--- start Data excerpts ---
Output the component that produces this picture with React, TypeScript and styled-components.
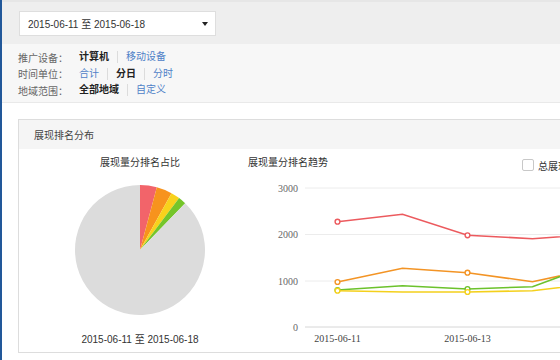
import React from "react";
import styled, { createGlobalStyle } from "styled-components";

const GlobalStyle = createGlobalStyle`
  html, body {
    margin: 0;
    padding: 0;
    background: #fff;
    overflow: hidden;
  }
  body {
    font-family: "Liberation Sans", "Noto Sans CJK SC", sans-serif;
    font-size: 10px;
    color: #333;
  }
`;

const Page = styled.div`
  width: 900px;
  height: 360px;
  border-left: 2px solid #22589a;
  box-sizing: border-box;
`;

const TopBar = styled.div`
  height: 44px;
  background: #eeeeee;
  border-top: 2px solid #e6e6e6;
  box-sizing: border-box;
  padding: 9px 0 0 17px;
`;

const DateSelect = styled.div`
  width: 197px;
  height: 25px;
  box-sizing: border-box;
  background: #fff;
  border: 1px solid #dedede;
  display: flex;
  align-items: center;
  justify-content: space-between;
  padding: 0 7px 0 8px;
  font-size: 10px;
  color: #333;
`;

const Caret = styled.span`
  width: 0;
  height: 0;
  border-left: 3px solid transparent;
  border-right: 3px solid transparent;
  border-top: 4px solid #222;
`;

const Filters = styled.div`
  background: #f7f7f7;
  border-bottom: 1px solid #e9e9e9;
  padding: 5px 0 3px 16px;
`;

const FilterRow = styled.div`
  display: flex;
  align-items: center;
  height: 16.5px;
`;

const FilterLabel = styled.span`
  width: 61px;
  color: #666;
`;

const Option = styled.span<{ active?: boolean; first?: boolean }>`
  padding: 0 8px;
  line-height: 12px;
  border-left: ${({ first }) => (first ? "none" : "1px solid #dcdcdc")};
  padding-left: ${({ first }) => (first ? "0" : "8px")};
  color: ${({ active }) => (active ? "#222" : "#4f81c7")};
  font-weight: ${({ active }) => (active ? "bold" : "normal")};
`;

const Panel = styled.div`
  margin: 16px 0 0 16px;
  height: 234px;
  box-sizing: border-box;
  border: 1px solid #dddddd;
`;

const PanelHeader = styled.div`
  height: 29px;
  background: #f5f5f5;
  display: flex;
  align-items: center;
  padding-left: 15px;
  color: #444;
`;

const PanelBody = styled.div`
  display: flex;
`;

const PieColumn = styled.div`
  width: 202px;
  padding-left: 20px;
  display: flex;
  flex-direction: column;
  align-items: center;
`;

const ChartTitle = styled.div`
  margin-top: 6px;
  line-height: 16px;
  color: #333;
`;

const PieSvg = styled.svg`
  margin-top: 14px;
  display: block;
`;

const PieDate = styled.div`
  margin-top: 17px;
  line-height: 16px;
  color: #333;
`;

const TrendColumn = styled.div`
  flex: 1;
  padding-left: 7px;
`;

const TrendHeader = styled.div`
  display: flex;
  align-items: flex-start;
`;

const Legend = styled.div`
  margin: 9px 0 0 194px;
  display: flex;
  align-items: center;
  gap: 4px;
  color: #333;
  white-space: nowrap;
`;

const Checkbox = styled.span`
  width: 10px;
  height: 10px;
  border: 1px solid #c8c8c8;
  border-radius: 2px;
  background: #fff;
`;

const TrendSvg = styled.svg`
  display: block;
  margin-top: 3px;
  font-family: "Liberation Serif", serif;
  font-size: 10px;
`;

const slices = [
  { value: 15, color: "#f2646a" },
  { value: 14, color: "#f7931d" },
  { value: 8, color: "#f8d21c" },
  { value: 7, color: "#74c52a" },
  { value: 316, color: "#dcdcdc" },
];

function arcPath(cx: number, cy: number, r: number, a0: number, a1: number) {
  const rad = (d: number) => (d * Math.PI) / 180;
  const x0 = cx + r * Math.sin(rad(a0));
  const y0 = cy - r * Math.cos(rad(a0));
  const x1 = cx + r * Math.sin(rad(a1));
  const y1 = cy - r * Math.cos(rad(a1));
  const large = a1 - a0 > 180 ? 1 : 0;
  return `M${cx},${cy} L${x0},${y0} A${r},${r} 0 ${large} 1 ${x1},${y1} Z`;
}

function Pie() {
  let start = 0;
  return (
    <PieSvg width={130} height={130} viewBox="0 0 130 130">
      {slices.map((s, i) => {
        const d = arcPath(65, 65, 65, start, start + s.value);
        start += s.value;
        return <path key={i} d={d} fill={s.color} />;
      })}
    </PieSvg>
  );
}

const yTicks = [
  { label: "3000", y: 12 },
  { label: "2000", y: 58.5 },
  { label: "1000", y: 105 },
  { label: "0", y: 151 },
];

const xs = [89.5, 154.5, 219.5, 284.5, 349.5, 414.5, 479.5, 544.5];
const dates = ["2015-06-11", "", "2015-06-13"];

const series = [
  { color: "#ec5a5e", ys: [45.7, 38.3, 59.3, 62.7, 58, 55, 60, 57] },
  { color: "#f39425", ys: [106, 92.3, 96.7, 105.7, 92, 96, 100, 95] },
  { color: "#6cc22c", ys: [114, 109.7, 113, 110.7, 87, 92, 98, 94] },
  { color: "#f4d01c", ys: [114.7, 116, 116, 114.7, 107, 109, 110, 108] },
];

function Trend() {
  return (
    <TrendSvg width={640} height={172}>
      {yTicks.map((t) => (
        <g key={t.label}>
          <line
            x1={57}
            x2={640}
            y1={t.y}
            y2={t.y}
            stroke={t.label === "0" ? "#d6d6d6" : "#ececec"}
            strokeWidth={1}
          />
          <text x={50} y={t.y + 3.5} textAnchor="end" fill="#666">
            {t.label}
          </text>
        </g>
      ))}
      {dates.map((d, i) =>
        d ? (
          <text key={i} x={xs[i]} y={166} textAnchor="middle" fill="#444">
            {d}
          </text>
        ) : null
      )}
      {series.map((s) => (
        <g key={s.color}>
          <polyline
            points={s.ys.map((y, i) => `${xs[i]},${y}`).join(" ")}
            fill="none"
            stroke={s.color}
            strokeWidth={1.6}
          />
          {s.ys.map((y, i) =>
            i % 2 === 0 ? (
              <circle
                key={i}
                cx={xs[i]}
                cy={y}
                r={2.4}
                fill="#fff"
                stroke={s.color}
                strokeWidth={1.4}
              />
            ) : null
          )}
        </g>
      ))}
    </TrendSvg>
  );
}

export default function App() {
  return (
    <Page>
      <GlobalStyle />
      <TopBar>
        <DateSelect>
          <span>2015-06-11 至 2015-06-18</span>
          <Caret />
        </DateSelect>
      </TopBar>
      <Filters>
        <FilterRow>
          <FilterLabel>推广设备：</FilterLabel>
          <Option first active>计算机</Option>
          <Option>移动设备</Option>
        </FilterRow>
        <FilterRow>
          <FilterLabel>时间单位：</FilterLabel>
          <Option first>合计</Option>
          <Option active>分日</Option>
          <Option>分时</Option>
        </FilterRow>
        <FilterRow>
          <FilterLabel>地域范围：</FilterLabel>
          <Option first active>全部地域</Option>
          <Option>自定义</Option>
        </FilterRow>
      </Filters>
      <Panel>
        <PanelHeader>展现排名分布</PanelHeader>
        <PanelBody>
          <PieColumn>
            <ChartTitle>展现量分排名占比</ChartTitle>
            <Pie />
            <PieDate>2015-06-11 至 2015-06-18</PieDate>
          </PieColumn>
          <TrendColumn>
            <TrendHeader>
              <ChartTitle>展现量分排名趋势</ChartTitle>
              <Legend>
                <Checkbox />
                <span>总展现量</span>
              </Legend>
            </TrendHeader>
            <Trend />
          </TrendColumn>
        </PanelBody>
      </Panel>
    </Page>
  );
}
--- end Data excerpts ---
--- start Data excerpts ---
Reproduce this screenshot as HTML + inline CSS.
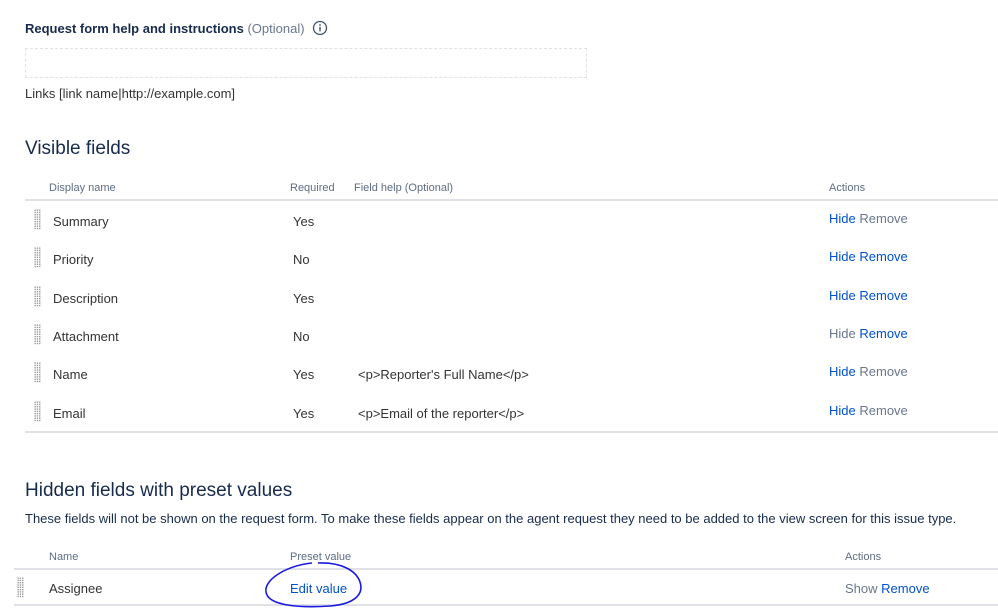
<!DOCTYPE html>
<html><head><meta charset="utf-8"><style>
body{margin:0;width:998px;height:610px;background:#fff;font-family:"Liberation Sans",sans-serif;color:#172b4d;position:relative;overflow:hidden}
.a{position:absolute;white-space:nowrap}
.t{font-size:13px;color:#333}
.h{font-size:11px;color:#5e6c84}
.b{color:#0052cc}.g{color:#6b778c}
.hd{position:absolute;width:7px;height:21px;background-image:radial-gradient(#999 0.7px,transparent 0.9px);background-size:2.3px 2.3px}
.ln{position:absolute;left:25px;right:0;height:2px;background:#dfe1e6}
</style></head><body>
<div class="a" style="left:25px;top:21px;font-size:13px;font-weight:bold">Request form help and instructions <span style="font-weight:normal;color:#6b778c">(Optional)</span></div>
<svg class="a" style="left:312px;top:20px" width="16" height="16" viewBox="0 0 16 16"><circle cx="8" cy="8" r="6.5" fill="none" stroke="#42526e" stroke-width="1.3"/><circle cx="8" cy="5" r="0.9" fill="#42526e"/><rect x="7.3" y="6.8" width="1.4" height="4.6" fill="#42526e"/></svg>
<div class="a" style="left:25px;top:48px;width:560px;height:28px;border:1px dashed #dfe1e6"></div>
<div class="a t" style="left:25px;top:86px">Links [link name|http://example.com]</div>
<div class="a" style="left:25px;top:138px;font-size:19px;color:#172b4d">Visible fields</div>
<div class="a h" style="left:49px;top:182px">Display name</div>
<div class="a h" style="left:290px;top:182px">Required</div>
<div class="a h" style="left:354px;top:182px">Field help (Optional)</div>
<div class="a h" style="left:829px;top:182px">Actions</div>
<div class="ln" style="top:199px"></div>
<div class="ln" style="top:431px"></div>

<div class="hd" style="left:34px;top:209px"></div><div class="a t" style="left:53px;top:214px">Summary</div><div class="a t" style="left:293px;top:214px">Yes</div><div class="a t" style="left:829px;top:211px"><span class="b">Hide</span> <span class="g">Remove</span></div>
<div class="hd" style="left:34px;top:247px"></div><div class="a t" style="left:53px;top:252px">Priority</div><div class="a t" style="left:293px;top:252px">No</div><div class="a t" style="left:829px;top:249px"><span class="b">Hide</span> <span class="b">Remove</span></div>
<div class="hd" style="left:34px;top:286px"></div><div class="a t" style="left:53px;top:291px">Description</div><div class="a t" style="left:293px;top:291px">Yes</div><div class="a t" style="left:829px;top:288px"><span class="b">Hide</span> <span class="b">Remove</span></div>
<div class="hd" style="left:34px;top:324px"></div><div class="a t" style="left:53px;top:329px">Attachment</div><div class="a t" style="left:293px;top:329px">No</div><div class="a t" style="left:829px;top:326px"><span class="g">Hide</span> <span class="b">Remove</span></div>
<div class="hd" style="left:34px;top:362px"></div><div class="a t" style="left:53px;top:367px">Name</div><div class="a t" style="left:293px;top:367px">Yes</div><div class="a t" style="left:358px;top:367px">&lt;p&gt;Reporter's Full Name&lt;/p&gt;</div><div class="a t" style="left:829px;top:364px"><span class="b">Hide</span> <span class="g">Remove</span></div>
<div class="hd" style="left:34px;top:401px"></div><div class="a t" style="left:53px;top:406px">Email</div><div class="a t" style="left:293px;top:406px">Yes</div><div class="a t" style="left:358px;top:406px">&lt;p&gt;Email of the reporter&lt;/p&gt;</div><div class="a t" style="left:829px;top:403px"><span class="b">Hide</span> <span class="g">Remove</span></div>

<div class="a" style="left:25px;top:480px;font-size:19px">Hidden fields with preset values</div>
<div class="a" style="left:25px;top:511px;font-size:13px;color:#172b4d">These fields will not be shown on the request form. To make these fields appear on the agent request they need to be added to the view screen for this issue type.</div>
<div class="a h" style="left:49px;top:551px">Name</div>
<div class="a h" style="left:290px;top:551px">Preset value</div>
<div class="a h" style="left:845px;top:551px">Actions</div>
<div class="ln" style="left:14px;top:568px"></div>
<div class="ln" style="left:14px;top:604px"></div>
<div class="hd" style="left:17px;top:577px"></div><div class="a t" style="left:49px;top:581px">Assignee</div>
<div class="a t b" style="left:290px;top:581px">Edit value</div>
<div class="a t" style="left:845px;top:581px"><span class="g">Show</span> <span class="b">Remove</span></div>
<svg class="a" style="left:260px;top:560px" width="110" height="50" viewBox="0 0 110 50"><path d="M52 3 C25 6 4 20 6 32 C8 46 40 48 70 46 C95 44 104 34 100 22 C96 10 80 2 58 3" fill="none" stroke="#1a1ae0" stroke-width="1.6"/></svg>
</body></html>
--- end Data excerpts ---
- _Stated problem_
Across the records above, count the lines holding "components" and reply with that number alone.

- _Response to this exercise_
2